The colon is a piece of punctuation that many people misunderstand. I often see it misused in papers, so here are a few guidelines for understanding colons.
Independent Clause Preceding a List
The most common mistake with colons is when they are placed after a dependent clause. Colons must be preceded by an independent clause.
- Incorrect: For the picnic we need: disgusting sandwiches for healthy people, delicious sandwiches for bacon fanatics, and moderate sandwiches for those who were too lazy to get one of the other types of sandwiches.
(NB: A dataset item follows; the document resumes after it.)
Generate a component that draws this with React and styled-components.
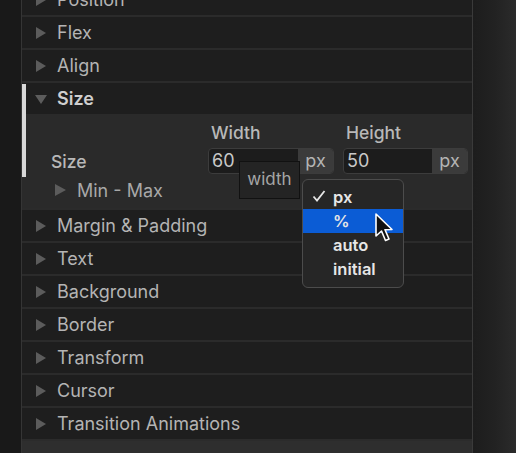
import React from 'react'
import styled, { createGlobalStyle } from 'styled-components'

const GlobalStyle = createGlobalStyle`
  html, body {
    margin: 0;
    padding: 0;
    height: 100%;
    overflow: hidden;
    background: #1a1a1a;
  }
  body {
    font-family: Inter, "Noto Sans", sans-serif;
  }
  #root { height: 100%; }
`

const Page = styled.div`
  display: flex;
  height: 453px;
  overflow: hidden;
`

const LeftStrip = styled.div`
  width: 21px;
  background: #191919;
  border-right: 1px solid #353535;
`

const RightStrip = styled.div`
  flex: 1;
  background: linear-gradient(90deg, #1d1d1d 0%, #222 50%, #2b2b2b 100%);
`

const Panel = styled.div`
  width: 450px;
  background: #2e2e2e;
  border-right: 1px solid #3a3a3a;
  display: flex;
  flex-direction: column;
  margin-top: -16px;
`

const Section = styled.div`
  border-bottom: 2px solid #2b2b2b;
  background: #1e1e1e;
`

const Header = styled.div`
  height: 31px;
  display: flex;
  align-items: center;
  gap: 10px;
  padding-left: 13px;
  font-size: 18px;
  color: ${p => (p.open ? '#cfcfcf' : '#b4b4b4')};
  font-weight: ${p => (p.open ? 600 : 400)};
  position: relative;
  ${p =>
    p.open &&
    `&::before {
      content: '';
      position: absolute;
      left: 0;
      top: 1px;
      width: 4px;
      height: 93px;
      background: #d8d8d8;
      z-index: 2;
    }`}
`

const Caret = ({ open }) => (
  <svg width="12" height="12" viewBox="0 0 12 12">
    {open ? (
      <polygon points="0,2 12,2 6,11" fill="#5c5c5c" />
    ) : (
      <polygon points="1,0 11,6 1,12" fill="#5c5c5c" />
    )}
  </svg>
)

const Body = styled.div`
  background: #2a2a2a;
  height: 94px;
  position: relative;
  display: grid;
  grid-template-columns: 177px 126px 125px;
  grid-template-rows: 34px 26px 34px;
  column-gap: 9px;
  align-items: center;
`

const FieldLabel = styled.div`
  font-size: 17.5px;
  font-weight: 500;
  color: #b8b8b8;
  padding-left: 3px;
  padding-top: 3px;
`

const RowLabel = styled.div`
  font-size: 17.5px;
  font-weight: 500;
  color: #b8b8b8;
  padding-left: 29px;
`

const Input = styled.div`
  height: 26px;
  box-sizing: border-box;
  border: 1px solid #3c3c3c;
  border-radius: 4px;
  background: #1c1c1c;
  display: flex;
  overflow: hidden;
`

const Value = styled.div`
  flex: 1;
  font-size: 18px;
  color: #c8c8c8;
  padding-left: 3px;
  line-height: 24px;
`

const Unit = styled.div`
  width: 35px;
  background: #3b3b3b;
  color: #b4b4b4;
  font-size: 18px;
  text-align: center;
  line-height: 23px;
`

const SubHeader = styled.div`
  grid-column: 1 / 4;
  display: flex;
  align-items: center;
  gap: 11px;
  padding-left: 33px;
  font-size: 18px;
  color: #a8a8a8;
  align-self: start;
  height: 32px;
`

const Tooltip = styled.div`
  position: absolute;
  left: 217px;
  top: 47px;
  width: 61px;
  height: 38px;
  box-sizing: border-box;
  background: #242424;
  border: 1px solid #111;
  color: #a6a6a6;
  font-size: 17px;
  display: flex;
  align-items: center;
  justify-content: center;
  padding-bottom: 2px;
`

const Menu = styled.div`
  position: absolute;
  left: 280px;
  top: 65px;
  width: 102px;
  box-sizing: border-box;
  padding: 5px 0 6px;
  background: #262626;
  border: 1px solid #4c4c4c;
  border-radius: 6px;
  z-index: 5;
`

const MenuItem = styled.div`
  height: 24px;
  display: flex;
  align-items: center;
  padding-left: 30px;
  position: relative;
  font-size: 16.5px;
  font-weight: 600;
  color: #e6e6e6;
  background: ${p => (p.active ? '#0b5cd5' : 'transparent')};
`

const Check = styled.span`
  position: absolute;
  left: 9px;
  top: 4px;
  display: flex;
`

const Pointer = styled.svg`
  position: absolute;
  left: 352px;
  top: 99px;
  z-index: 6;
`

const sections = [
  'Position',
  'Flex',
  'Align',
  'Size',
  'Margin & Padding',
  'Text',
  'Background',
  'Border',
  'Transform',
  'Cursor',
  'Transition Animations',
]

const SizeBody = () => (
  <Body>
    <div />
    <FieldLabel>Width</FieldLabel>
    <FieldLabel>Height</FieldLabel>
    <RowLabel>Size</RowLabel>
    <Input>
      <Value>60</Value>
      <Unit>px</Unit>
    </Input>
    <Input>
      <Value>50</Value>
      <Unit>px</Unit>
    </Input>
    <SubHeader>
      <svg width="11" height="12" viewBox="0 0 11 12">
        <polygon points="0,0 11,6 0,12" fill="#5c5c5c" />
      </svg>
      Min - Max
    </SubHeader>
    <Tooltip>width</Tooltip>
    <Menu>
      <MenuItem>
        <Check>
          <svg width="14" height="14" viewBox="0 0 14 14">
            <path d="M1.5 7.5 L5 11.5 L12.5 2" stroke="#e6e6e6" strokeWidth="1.8" fill="none" />
          </svg>
        </Check>
        px
      </MenuItem>
      <MenuItem active>%</MenuItem>
      <MenuItem>auto</MenuItem>
      <MenuItem>initial</MenuItem>
    </Menu>
    <Pointer width="20" height="30" viewBox="0 0 20 30">
      <path
        d="M2 1 L2 23 L7.5 18 L11.5 27.5 L15 26 L11 16.8 L18 16.5 Z"
        fill="#111"
        stroke="#fff"
        strokeWidth="1.6"
        strokeLinejoin="round"
      />
    </Pointer>
  </Body>
)

export default function App() {
  return (
    <>
      <GlobalStyle />
      <Page>
        <LeftStrip />
        <Panel>
          {sections.map(name => {
            const open = name === 'Size'
            return (
              <Section key={name}>
                <Header open={open}>
                  <Caret open={open} />
                  {name}
                </Header>
                {open && <SizeBody />}
              </Section>
            )
          })}
        </Panel>
        <RightStrip />
      </Page>
    </>
  )
}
- Correct: For the picnic, we need at least three types of sandwiches: disgusting sandwiches for healthy people, delicious sandwiches for bacon fanatics, and moderate sandwiches for those who were too lazy to get one of the other types of sandwiches.
That’s not so bad, is it? Just make sure to put an independent clause in front of the list and you are good to go.
You can use a colon for amplification if a second phrase or sentence magnifies the first phrase or sentence.
- Example: She looked away from her mother and ate the last piece of forbidden pie: the utter act of rebellion made her wish she had eaten a disgusting sandwich instead.
You can use a colon to introduce an important quote.
- Example: The first bite of forbidden pie made her remember something her mother said about five minutes before: “If you do not finish your disgusting health sandwich before you eat dessert, you may not pet that llama.”